A successful AI-powered phishing-based breach can expose confidential communications or personal data, leading to regulatory penalties and reputational damage. The average financial hit per BEC incident is substantial as well. The IC3 report found that the typical loss per incident in 2024 was around $150,000. For a mid-market company, a single attack of that magnitude is harrowing. For a larger enterprise, a well-coordinated BEC scam might strike multiple times or aim for an even bigger payout.

Why Executives Should Care Now
AI-powered phishing isn’t a far-off threat – it’s here today and growing. Malicious actors leverage generative AI to create more convincing phishing emails and exploit new attack vectors like deepfake audio and even QR code phishing (“quishing”). These AI-crafted attacks often evade many traditional defenses and exploit human trust. Even organizations with mature cybersecurity programs find themselves at risk. This is no longer just an IT issue. It’s a business risk that demands the attention of the C-suite. CFOs and CEOs have been impersonated in scams, and finance teams have been tricked into transferring millions of dollars.
Surveys show 63–64% of organizations experienced BEC attempts in the past year, underscoring that no company is immune. Beyond the immediate financial loss, consider the secondary effects: lost funds may never be fully recovered (especially if they’ve been laundered through crypto or overseas accounts), incidents may need to be disclosed to investors or regulators, and client trust can be shaken.

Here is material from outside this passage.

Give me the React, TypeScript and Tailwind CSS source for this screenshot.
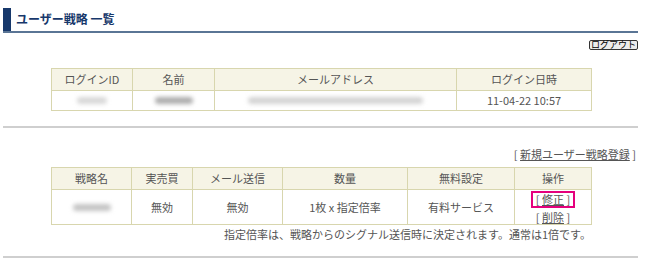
import React from "react"

const font = { fontFamily: '"Noto Sans CJK JP", "Noto Sans", sans-serif' }

// blurred placeholder for masked personal data
const Blur = ({ w, tone = "bg-[#b8b8b8]" }: { w: string; tone?: string }) => (
  <div className={`mx-auto h-[7px] rounded-full blur-[2px] ${w} ${tone}`} />
)

const th = "border border-[#d8d6ae] bg-[#f6f4e6] font-normal h-[22px] p-0"
const td = "border border-[#d8d6ae] bg-white p-0"

export default function App() {
  return (
    <div
      style={font}
      className="h-[266px] w-[650px] overflow-hidden bg-white pl-[3px] pr-[12px] text-[11px] leading-none text-[#555]"
    >
      <div className="mt-[8px] flex h-[25px] items-stretch border-b-2 border-[#5a7595]">
        <div className="w-[8px] bg-[#17386b]" />
        <div className="ml-[5px] flex items-center pb-[1px] text-[12px] font-bold text-[#17386b]">
          ユーザー戦略 一覧
        </div>
      </div>

      <div className="mt-[7px] flex justify-end">
        <button className="h-[10px] rounded-[2px] border border-[#333] bg-[#ececec] px-[1px] text-[9px] leading-[8px] text-black">
          ログアウト
        </button>
      </div>

      <table className="ml-[48px] mt-[18px] w-[540px] table-fixed border-collapse text-center">
        <colgroup>
          <col className="w-[81px]" />
          <col className="w-[82px]" />
          <col className="w-[242px]" />
          <col className="w-[135px]" />
        </colgroup>
        <thead>
          <tr>
            <th className={th}>ログインID</th>
            <th className={th}>名前</th>
            <th className={th}>メールアドレス</th>
            <th className={th}>ログイン日時</th>
          </tr>
        </thead>
        <tbody>
          <tr className="h-[20px]">
            <td className={td}>
              <Blur w="w-[30px]" tone="bg-[#d8d8d8]" />
            </td>
            <td className={td}>
              <Blur w="w-[38px]" tone="bg-[#adadad]" />
            </td>
            <td className={td}>
              <Blur w="w-[175px]" tone="bg-[#d4d4d4]" />
            </td>
            <td className={td}>11-04-22 10:57</td>
          </tr>
        </tbody>
      </table>

      <div className="mt-[15px] h-[2px] bg-[#cfcfcf]" />

      <div className="mt-[21px] flex justify-end pr-[2px]">
        <span>
          [ <span className="underline">新規ユーザー戦略登録</span> ]
        </span>
      </div>

      <table className="ml-[48px] mt-[7px] w-[540px] table-fixed border-collapse text-center">
        <colgroup>
          <col className="w-[80px]" />
          <col className="w-[61px]" />
          <col className="w-[90px]" />
          <col className="w-[125px]" />
          <col className="w-[107px]" />
          <col className="w-[77px]" />
        </colgroup>
        <thead>
          <tr>
            <th className={th}>戦略名</th>
            <th className={th}>実売買</th>
            <th className={th}>メール送信</th>
            <th className={th}>数量</th>
            <th className={th}>無料設定</th>
            <th className={th}>操作</th>
          </tr>
        </thead>
        <tbody>
          <tr className="h-[35px]">
            <td className={td}>
              <Blur w="w-[38px]" tone="bg-[#c4c4c4]" />
            </td>
            <td className={td}>無効</td>
            <td className={td}>無効</td>
            <td className={td}>1枚 x 指定倍率</td>
            <td className={td}>有料サービス</td>
            <td className={td}>
              <div className="flex flex-col items-center gap-[4px]">
                <span className="border-2 border-[#e5007d] px-[3px] py-[1px]">
                  [ <span className="underline">修正</span> ]
                </span>
                <span>
                  [ <span className="underline">削除</span> ]
                </span>
              </div>
            </td>
          </tr>
        </tbody>
      </table>

      <div className="ml-[48px] mt-[4px] w-[540px] text-right">
        指定倍率は、戦略からのシグナル送信時に決定されます。通常は1倍です。
      </div>

      <div className="mt-[16px] h-[2px] bg-[#cfcfcf]" />
    </div>
  )
}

We’re also seeing stricter regulatory scrutiny – for instance, payment networks are updating rules to curb BEC fraud by 2026, meaning boards and audit committees are starting to ask management, “What are we doing about this?”
AI Is Only Becoming More Sophisticated
Security leaders warn that the use of AI-powered phishing is only beginning. “In the near future, AI will power significantly more phishing attacks — everything from text-based impersonations to deepfake communications will become cheaper, more convincing, and more popular with threat actors,” predicts Mika Aalto, CEO of Hoxhunt. In other words, the cost and barrier to entry for executing advanced phishing schemes are dropping, which likely means more frequent and cunning attacks ahead. Forward-looking organizations are already upgrading their defenses (and training) in anticipation of this shift. Gartner analysts also flag AI-driven phishing as a rapidly evolving menace and advise security leaders to implement advanced BEC protections and user education now to stay ahead of the curve.
AI has fundamentally altered the phishing threat landscape in 2025. Attacks are more convincing, more numerous, and capable of fooling even savvy employees. This calls for a heightened state of awareness at the executive level. Leaders must recognize that a single clever email or deepfake call can bypass layers of technology by exploiting human trust.